With the temperature dropping down, the cold desert winds whip everything around and we can imagine how hard it was decades ago to earn a living in the open.
I was in a marketplace a few days ago when the sun was behind the clouds and grocers were battling with the gusts of winds. I was among shoppers looking for bargain from the fruit and vegetable stalls. A tall and distinguished looking old gentleman was tugging his white beard as I walked to him. His stall was a brief affair of a weather-beaten canvas serving as a roof supported by half a dozen wooden poles.
He smiled at me showing a perfect set of teeth surprisingly still firmly attached inside his mouth despite his advancing age. He must have been in his eighties and they could not have been false because dentures don't yellow with age.

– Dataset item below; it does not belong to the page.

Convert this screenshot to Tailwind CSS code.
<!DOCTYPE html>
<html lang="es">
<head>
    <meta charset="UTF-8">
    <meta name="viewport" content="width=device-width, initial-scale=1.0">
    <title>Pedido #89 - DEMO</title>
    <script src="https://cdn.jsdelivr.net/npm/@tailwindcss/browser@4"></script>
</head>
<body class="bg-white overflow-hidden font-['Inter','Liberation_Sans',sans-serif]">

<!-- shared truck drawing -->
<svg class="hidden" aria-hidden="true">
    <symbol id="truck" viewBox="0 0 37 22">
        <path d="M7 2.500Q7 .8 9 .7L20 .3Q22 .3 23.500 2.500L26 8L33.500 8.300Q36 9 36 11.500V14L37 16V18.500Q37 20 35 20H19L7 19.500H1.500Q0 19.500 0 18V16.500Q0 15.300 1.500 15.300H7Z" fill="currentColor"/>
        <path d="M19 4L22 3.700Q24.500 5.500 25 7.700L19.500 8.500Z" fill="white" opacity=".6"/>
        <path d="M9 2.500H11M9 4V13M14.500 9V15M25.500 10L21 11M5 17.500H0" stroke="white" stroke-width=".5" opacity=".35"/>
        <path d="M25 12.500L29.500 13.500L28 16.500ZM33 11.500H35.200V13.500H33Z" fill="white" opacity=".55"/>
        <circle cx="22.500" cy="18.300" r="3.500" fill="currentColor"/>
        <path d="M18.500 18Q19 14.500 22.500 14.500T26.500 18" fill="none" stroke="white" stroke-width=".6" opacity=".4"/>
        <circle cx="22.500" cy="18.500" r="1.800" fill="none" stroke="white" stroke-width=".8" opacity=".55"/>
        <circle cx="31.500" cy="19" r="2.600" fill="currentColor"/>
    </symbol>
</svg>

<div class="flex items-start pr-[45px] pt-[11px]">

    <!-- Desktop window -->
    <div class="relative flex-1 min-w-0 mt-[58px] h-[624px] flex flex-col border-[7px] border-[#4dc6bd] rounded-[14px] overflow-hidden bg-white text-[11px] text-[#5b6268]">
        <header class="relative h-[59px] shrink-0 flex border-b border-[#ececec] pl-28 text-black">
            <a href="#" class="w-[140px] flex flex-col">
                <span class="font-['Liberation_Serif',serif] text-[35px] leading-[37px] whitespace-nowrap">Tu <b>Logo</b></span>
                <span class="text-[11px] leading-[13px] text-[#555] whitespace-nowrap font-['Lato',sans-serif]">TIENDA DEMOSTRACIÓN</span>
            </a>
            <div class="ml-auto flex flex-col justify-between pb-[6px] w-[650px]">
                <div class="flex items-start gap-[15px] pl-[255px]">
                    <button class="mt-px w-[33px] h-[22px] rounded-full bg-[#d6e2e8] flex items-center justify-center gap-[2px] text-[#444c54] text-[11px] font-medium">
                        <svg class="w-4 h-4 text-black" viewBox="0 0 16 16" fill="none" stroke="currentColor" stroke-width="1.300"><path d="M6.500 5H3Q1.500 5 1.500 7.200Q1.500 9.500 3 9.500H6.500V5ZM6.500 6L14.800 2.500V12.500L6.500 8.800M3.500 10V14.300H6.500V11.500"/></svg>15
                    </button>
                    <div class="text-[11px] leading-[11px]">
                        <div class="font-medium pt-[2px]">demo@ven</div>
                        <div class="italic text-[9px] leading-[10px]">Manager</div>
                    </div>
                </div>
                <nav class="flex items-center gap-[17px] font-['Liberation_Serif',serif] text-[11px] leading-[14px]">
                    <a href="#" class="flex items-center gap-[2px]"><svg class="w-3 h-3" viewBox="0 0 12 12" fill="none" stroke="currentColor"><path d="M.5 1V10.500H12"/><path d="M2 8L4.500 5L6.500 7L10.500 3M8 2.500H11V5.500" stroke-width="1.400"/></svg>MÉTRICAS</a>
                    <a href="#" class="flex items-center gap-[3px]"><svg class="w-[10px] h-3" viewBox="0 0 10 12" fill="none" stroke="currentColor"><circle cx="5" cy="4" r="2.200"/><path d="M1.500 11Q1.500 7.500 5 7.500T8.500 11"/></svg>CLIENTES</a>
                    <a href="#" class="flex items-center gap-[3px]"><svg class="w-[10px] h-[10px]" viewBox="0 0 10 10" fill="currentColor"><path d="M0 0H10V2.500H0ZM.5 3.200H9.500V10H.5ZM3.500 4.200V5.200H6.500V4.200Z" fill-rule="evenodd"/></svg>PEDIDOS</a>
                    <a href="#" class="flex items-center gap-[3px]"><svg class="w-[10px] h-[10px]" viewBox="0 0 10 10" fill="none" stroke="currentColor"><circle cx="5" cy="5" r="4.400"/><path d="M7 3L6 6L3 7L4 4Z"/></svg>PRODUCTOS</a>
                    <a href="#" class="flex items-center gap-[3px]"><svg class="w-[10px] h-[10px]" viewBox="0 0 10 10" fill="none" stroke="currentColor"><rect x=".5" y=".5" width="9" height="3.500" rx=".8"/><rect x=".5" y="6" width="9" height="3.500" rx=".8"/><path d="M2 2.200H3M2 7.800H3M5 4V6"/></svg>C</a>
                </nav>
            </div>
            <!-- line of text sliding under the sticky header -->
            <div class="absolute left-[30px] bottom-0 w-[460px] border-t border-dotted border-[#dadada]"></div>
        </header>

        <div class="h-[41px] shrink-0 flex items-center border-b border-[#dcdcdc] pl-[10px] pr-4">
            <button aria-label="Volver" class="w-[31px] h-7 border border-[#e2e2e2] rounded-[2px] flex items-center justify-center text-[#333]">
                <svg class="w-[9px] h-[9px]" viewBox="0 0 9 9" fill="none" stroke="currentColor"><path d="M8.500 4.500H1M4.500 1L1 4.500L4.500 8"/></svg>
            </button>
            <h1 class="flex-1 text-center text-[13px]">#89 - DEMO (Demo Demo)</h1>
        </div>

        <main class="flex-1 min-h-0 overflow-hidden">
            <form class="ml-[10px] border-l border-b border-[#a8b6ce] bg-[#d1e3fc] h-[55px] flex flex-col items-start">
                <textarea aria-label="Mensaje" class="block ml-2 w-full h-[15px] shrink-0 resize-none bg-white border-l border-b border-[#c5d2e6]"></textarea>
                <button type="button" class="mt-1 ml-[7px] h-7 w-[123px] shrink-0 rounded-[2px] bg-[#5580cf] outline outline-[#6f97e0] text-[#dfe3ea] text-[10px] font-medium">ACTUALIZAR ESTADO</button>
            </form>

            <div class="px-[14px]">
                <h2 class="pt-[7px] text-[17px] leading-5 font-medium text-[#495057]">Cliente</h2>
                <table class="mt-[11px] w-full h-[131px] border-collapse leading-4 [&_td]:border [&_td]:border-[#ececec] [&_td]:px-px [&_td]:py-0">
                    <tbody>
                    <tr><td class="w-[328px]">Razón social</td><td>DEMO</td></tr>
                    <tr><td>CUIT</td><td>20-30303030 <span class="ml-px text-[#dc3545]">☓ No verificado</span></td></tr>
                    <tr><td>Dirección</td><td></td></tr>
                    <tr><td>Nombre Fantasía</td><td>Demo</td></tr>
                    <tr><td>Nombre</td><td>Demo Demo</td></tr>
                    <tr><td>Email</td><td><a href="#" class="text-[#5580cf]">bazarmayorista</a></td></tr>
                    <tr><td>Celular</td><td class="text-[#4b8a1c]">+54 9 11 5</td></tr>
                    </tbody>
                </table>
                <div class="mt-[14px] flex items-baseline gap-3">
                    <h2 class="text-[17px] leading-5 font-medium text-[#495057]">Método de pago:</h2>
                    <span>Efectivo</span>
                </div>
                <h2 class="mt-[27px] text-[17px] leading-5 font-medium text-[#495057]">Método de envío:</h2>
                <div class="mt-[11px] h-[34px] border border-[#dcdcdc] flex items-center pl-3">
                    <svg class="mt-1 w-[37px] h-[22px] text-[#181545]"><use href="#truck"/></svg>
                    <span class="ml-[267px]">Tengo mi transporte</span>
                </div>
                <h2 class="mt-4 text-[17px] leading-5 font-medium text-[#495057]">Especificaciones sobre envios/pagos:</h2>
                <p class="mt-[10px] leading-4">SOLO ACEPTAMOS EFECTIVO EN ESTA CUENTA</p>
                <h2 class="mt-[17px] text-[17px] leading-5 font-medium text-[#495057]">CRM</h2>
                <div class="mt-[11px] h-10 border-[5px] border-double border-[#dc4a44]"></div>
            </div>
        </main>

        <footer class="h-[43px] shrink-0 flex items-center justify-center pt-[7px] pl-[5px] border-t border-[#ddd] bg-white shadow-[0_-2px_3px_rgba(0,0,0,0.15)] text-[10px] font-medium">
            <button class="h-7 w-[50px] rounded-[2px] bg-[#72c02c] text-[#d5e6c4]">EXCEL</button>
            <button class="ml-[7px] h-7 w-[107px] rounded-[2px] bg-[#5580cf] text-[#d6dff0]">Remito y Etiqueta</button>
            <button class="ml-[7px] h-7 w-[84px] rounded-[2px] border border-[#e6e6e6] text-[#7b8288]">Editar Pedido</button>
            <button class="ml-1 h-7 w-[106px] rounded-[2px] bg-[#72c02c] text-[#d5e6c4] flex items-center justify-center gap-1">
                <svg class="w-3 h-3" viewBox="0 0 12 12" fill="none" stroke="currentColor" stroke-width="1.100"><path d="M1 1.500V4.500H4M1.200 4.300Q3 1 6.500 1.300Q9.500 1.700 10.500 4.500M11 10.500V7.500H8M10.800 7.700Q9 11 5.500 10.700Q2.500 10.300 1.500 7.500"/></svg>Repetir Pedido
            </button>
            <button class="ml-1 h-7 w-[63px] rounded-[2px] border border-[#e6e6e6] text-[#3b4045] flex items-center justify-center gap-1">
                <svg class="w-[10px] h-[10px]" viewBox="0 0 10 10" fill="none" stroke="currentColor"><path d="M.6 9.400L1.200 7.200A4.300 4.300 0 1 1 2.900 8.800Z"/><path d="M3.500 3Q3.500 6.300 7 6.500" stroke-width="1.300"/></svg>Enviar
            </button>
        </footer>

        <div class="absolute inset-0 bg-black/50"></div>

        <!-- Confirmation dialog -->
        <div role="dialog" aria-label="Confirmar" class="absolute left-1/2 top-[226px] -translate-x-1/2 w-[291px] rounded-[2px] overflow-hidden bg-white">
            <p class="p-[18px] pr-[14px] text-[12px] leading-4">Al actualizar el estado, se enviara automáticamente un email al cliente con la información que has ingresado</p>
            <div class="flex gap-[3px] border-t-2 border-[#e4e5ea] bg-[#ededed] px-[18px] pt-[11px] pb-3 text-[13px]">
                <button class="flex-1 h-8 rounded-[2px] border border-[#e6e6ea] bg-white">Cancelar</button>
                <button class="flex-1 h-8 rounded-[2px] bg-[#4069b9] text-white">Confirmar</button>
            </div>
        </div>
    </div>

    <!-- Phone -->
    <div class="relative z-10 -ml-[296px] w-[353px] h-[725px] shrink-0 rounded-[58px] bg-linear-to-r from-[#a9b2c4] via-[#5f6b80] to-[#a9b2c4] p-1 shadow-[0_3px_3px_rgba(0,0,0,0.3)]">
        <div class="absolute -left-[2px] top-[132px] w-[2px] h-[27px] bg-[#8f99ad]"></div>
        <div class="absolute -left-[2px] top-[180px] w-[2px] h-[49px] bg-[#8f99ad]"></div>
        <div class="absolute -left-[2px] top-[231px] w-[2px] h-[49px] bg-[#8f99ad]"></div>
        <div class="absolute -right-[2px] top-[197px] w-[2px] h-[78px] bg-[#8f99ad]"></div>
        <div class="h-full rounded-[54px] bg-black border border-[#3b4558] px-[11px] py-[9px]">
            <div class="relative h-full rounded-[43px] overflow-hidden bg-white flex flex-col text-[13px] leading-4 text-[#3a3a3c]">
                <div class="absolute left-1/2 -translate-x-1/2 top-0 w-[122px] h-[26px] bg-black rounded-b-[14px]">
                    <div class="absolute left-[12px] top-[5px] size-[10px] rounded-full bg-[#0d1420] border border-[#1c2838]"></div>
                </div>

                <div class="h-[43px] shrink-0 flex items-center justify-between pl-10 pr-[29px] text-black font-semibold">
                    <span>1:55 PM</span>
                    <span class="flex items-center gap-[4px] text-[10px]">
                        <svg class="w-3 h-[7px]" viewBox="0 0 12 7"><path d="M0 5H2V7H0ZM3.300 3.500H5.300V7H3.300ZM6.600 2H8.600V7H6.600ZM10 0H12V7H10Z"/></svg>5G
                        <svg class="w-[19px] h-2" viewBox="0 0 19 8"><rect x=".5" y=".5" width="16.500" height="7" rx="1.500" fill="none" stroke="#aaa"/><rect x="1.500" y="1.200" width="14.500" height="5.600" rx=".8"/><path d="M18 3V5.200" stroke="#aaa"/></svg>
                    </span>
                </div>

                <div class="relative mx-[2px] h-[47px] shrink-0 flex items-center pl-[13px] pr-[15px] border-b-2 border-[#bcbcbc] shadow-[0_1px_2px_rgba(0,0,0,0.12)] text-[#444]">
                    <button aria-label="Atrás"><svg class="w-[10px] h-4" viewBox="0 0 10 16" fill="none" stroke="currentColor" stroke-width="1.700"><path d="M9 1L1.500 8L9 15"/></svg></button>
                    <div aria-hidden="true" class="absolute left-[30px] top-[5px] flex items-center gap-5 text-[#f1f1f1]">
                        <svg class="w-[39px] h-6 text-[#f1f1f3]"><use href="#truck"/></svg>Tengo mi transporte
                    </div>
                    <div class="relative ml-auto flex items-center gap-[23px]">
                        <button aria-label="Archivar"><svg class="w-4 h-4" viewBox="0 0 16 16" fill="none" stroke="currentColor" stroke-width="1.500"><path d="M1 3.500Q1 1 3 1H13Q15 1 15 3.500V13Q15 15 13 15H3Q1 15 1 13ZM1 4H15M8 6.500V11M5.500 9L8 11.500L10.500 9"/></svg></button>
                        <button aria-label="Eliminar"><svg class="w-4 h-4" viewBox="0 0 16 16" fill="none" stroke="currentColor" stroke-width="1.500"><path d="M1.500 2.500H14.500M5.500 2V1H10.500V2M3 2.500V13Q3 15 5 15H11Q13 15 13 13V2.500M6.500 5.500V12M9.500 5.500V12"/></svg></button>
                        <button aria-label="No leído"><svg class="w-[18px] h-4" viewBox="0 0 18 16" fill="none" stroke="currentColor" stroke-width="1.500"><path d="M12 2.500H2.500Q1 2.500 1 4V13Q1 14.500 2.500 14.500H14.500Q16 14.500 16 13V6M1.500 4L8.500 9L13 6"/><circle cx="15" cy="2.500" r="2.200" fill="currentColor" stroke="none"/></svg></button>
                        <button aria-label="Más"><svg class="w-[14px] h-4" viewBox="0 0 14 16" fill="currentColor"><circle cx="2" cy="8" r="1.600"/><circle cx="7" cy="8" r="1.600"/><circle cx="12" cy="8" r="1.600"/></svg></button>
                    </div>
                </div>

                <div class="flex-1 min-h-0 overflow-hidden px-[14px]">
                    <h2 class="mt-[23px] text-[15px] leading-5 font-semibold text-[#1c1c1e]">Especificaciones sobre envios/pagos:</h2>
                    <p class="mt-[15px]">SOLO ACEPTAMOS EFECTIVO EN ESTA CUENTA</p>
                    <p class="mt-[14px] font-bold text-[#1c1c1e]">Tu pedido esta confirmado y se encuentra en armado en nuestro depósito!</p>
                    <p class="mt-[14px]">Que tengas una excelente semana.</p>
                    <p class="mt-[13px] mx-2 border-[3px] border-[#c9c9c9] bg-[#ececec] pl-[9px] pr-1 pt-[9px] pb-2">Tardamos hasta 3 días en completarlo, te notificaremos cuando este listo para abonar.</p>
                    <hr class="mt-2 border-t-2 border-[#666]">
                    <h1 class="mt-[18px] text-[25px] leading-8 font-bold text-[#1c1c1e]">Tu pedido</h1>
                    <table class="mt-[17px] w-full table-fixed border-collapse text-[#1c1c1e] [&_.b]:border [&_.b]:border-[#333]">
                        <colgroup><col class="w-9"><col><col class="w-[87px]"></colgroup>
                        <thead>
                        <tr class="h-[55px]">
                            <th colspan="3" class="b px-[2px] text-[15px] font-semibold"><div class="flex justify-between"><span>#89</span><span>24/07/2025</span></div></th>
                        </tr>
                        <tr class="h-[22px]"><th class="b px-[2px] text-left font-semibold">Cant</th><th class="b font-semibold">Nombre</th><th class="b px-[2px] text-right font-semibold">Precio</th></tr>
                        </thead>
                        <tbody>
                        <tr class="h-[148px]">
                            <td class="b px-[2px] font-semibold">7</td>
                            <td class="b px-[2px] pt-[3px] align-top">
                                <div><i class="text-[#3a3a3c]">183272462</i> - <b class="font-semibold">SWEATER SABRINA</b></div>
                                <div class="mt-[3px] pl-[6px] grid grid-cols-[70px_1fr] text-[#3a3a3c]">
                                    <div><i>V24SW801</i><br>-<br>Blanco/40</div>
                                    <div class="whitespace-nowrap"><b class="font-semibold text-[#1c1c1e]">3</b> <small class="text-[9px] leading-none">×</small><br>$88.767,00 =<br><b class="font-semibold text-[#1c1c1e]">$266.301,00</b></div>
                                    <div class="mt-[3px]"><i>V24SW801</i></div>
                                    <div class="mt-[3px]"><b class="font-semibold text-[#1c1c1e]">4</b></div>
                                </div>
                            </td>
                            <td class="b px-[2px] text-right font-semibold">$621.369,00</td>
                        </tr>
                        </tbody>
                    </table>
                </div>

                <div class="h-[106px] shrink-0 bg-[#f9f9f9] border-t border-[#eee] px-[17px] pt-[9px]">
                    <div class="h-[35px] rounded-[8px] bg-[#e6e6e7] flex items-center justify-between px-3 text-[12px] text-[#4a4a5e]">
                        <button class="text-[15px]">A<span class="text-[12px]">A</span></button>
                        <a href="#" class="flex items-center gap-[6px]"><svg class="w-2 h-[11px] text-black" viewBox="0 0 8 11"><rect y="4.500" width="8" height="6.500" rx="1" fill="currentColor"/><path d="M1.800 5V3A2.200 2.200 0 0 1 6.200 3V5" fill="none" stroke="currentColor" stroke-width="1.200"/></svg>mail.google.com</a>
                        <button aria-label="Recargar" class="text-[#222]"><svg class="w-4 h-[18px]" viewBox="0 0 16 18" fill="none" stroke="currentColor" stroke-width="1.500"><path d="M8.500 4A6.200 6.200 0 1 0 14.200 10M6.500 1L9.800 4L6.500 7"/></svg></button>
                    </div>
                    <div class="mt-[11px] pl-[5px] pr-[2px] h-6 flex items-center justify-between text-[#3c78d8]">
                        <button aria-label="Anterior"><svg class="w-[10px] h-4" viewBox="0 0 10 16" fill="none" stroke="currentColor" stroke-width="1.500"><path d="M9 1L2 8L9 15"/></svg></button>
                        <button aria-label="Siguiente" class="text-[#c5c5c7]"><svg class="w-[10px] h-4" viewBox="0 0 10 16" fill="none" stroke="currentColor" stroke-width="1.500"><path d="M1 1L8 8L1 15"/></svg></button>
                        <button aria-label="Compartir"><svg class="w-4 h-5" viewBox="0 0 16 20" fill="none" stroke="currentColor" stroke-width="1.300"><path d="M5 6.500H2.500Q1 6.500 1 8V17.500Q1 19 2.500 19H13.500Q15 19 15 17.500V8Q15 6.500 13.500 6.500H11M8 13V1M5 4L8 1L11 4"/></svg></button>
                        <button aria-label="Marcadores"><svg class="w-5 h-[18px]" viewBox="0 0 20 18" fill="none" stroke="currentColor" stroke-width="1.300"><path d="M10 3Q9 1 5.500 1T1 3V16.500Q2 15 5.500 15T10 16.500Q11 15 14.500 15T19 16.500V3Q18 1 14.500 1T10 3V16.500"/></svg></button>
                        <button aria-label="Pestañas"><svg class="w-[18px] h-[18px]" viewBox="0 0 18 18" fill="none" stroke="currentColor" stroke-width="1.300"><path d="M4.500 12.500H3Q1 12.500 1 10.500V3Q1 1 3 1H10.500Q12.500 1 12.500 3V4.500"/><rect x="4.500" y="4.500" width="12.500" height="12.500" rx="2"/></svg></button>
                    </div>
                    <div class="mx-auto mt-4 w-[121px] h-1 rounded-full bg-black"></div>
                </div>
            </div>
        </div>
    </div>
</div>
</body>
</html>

It was a chilly evening, and he was not wearing anything heavy.
Has not the old man heard of a hyperthermia? I did not mention that to with him so I picked my vegetables and he weighed them. As I was paying him, a huge gust of cold air knocked down one of the supporting poles and one side of his stall collapsed. A few dozens of apples rolled on the muddy ground and a carton of tomatoes came crashing down. For a moment, I did not know where he was until I heard a faint sound coming from the toppled canvas. I lifted it and he straightened up, smiling as ever.
What was there to be happy about? I think he read my mind. He said," it always happens at this time of the year. I used to lose my temper when I was younger but now I find it funny."
As I helped him picked up the fruits, I asked him," how long have you been selling fruits and vegetables?"
"About fifty years," he said without looking at me giving me an impression that it was no big deal at all.
I whistled under my breath, surprised that he could stick to a profession that many would have abandoned years ago.
"This is the only market place in Muscat that has retained its old charm," he explained," the rest have been replaced by shopping malls or some other developments."
To him, I wondered as I was picking up a squashed tomato, time had stood still. Not only he was doing the same thing but was trading in the same place since he was a young man. He saw each and every block of flats or offices being erected around the old market sitting at his old stool under the stall. The wind whipped it a thousand times and he would not budge. Why?
"I have the best of both worlds," he said," I live in one life during the day and another in the night."
His father left him a large land just two hundred meters from the market which he has sold to developers. The money has made him comfortable, but he found the old pull of the market too strong. He wakes up every morning and drives his car to his stall and waited for his customers.
"My friends come over and I have a pleasant time with them. It keeps me healthy that way," he said.
No wonder he keeps all of his teeth. The desert winds, though harsh at times, have not kept him away from his favourite trade.